Edward Winter

Personal information
- Born: 1955 (age 70–71)

Chess career
- Country: United Kingdom

= Edward Winter (chess historian) =

English chess historian (born 1955)

Edward Winter (born 1955) is an English chess journalist, archivist, historian, collector, and author. He writes a regular column on chess history, Chess Notes.

==Chess Notes==

Chess Notes started as a bimonthly periodical, and was described by its author, in the first issue (January–February 1982), as "A forum for aficionados to discuss all matters relating to the Royal Pastime". At the end of 1989, the periodical ceased publication. In 1993, Winter resumed publication of Chess Notes, which appeared, this time, as a syndicated column, in many languages around the world. From 1998 to 2001, it was published exclusively in New In Chess. Later, it appeared online at the Chess Café website. Since September 2004, Chess Notes has been located at the website Chesshistory.com.
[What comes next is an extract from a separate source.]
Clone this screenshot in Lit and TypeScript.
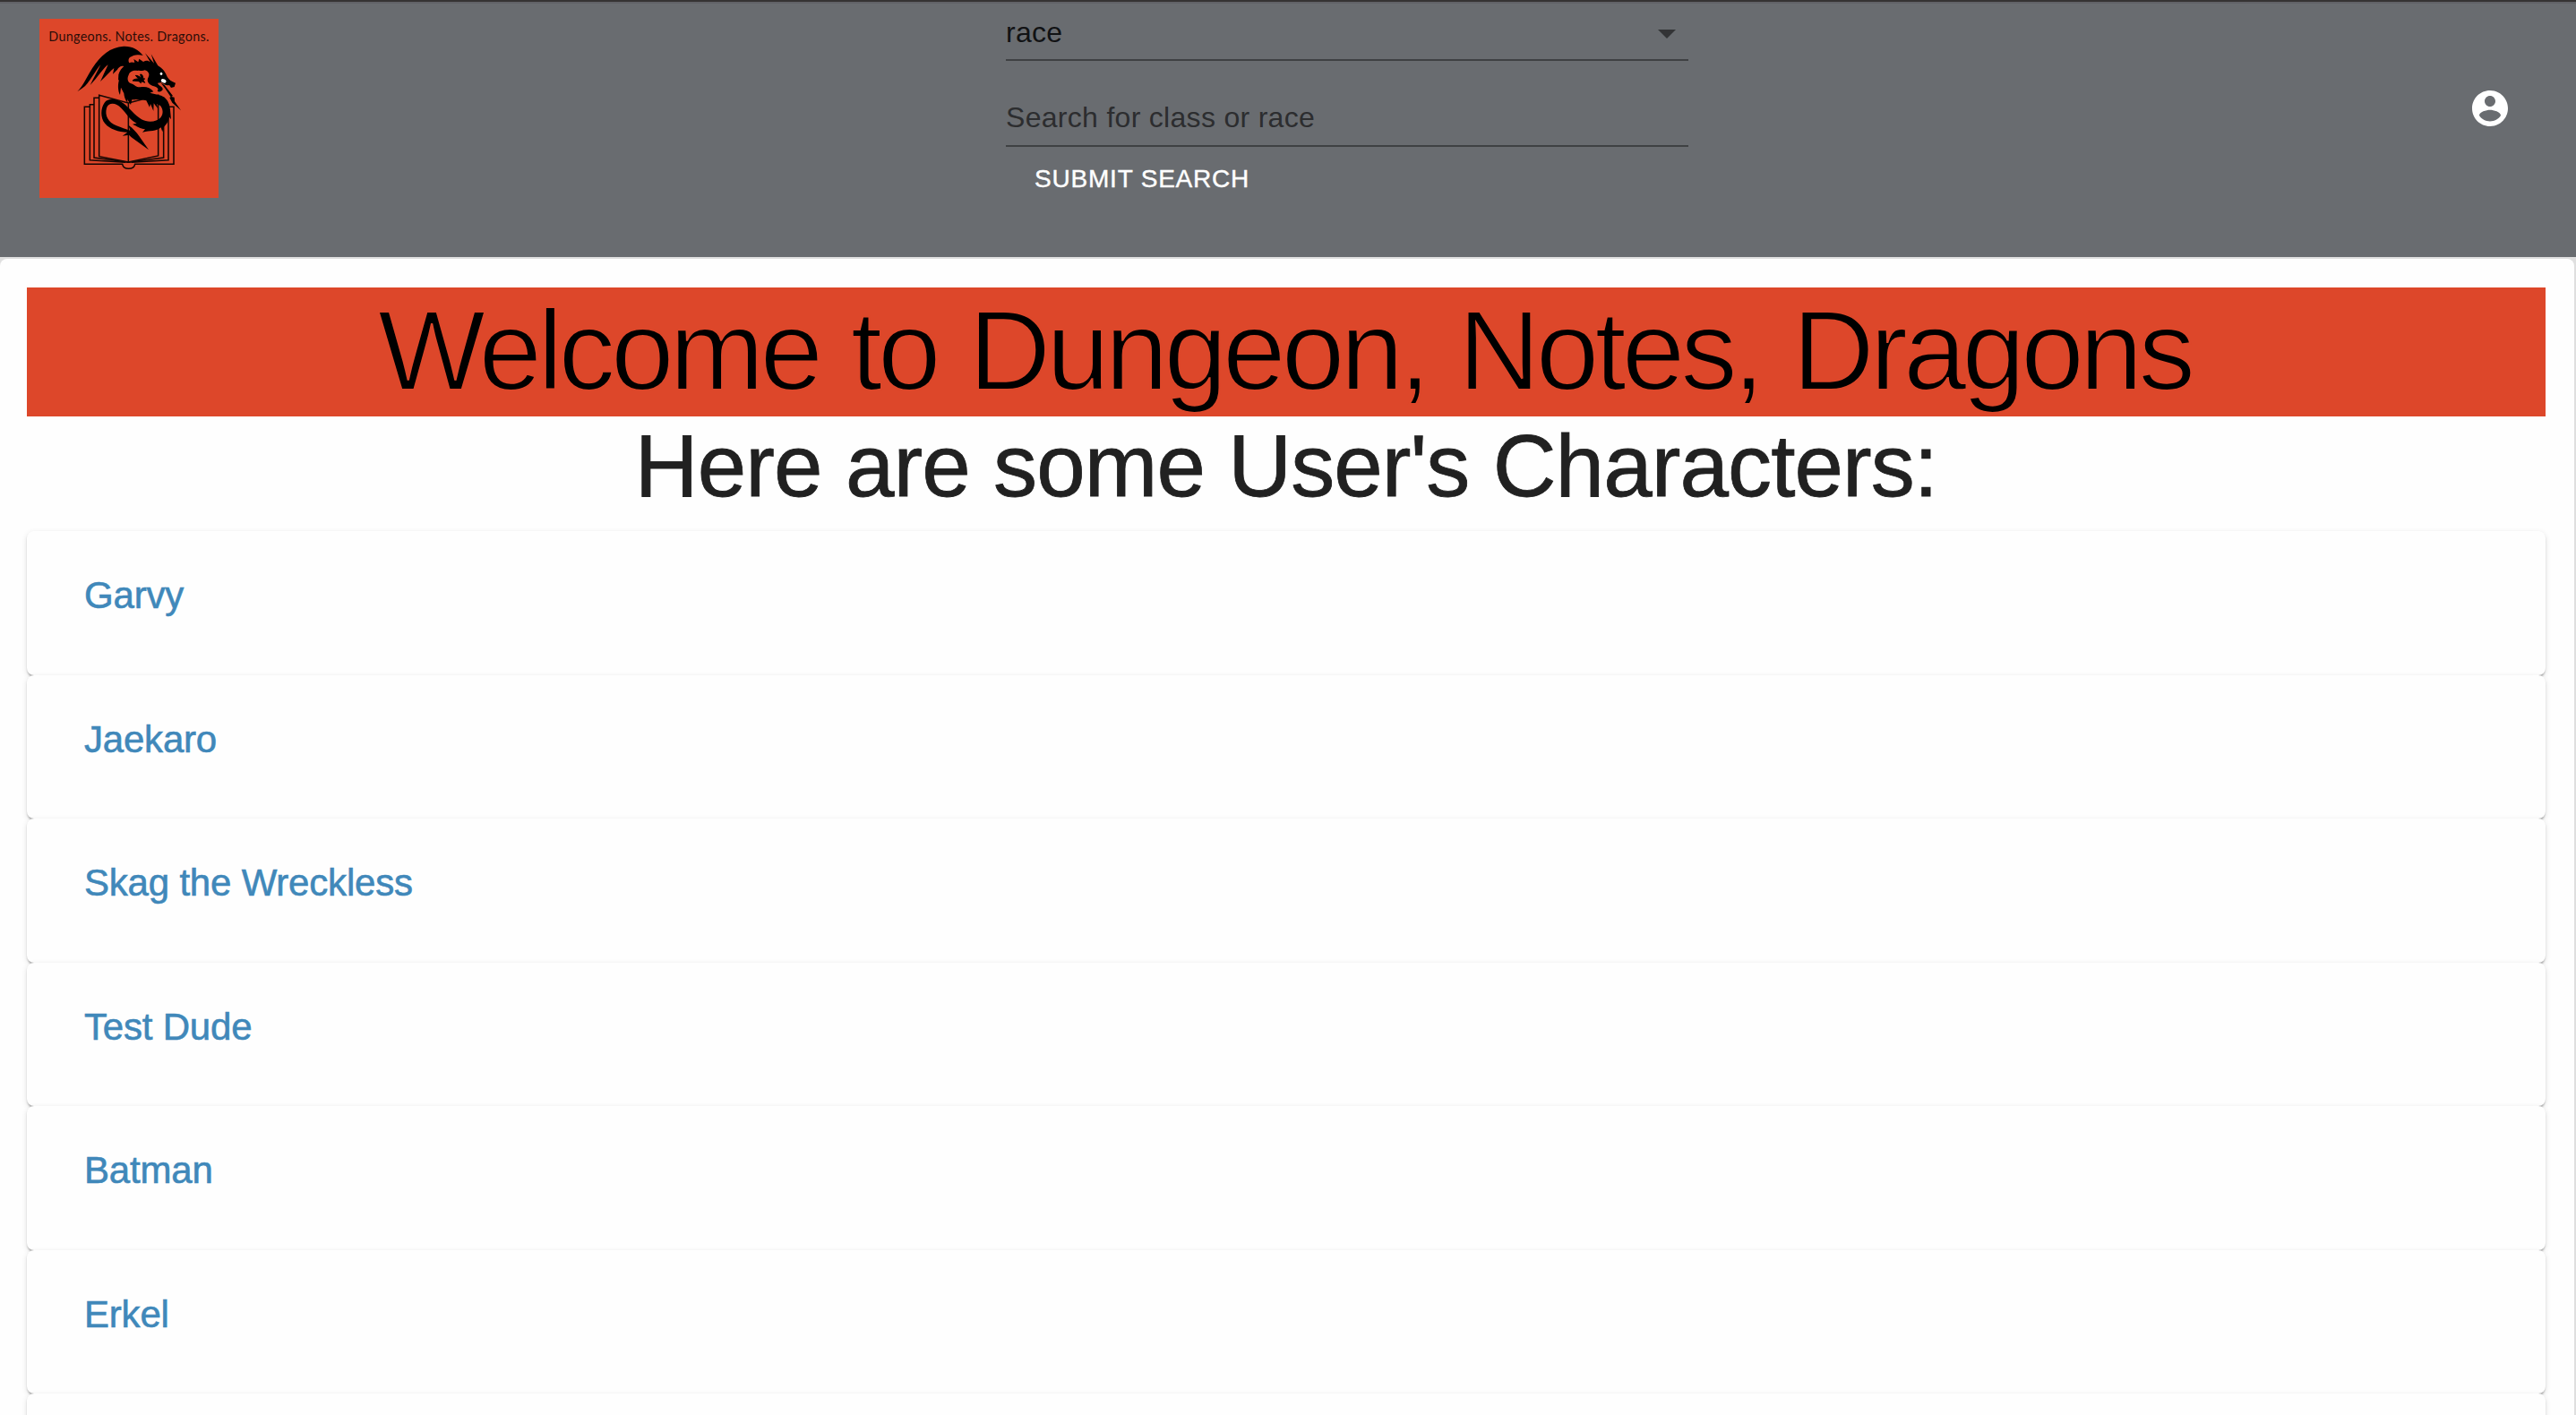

Between 1996 and 2006 four anthologies of Chess Notes were published in book form.

On 15 March 2020, in C.N. 11763, Edward Winter announced that from the end of March 2020, Chess Notes would no longer be updated regularly.

Yasser Seirawan calls Winter "the chess world's foremost authority on its rich history". Jan Timman has commented: "Writers on chess history and the games of yesteryear are not normally pathfinders or perfectionists, but Edward Winter is an exception, taking great pains not only to tackle difficult research tasks but also to present the facts precisely." William Hartston observed of him: "Edward Winter is probably the most meticulous and diligent researcher and chess writer around. For several years, from his home in Switzerland, he produced the much-admired Chess Notes, a privately published journal of chess history and anecdotes that was the scourge of all that was sloppy or dishonest in chess. Winter's brilliantly scathing style, always adopted in the noble cause of accuracy, gives his writings a marvellously entertaining as well as instructive quality." Harry Golombek remarked that Chess Notes is "written in a most refreshing acerbity of tone."

Chess writers whom Winter has criticized for poor work include Eric Schiller, Raymond Keene, and Larry Evans. Timman has observed of Winter: "When he criticizes another writer, he does so fairly by setting out the facts for the reader to inspect for himself."

==Capablanca==
Winter has made a particular study of José Capablanca, and critics hailed his 1989 monograph on the Cuban world chess champion. Nigel Short described it as "undoubtedly one of the best chess books I have read," and Jeremy Silman called it "a piece of literature that has become a legend unto itself, and is universally viewed as one of the greatest books ever written about chess."

==Books==
- World Chess Champions (editor); Pergamon Press Ltd; 1981; ISBN 0-08-024094-1.
- Capablanca: A Compendium of Games, Notes, Articles, Correspondence, Illustrations and Other Rare Archival Materials on the Cuban Chess Genius José Raúl Capablanca, 1888-1942; McFarland & Company; 1989; ISBN 9780899504551.
  - Paperback edition; 2011; ISBN 0786466340.
- Chess Explorations; Cadogan Books; 1996; ISBN 978-1857441710.
- Kings, Commoners and Knaves: Further Chess Explorations; Russell Enterprises; 1999; ISBN 978-1888690040.
- A Chess Omnibus; Russell Enterprises; 2003; ISBN 1-888690-17-8.
- Chess Facts and Fables; McFarland & Company; 2006; ISBN 978-0786423101.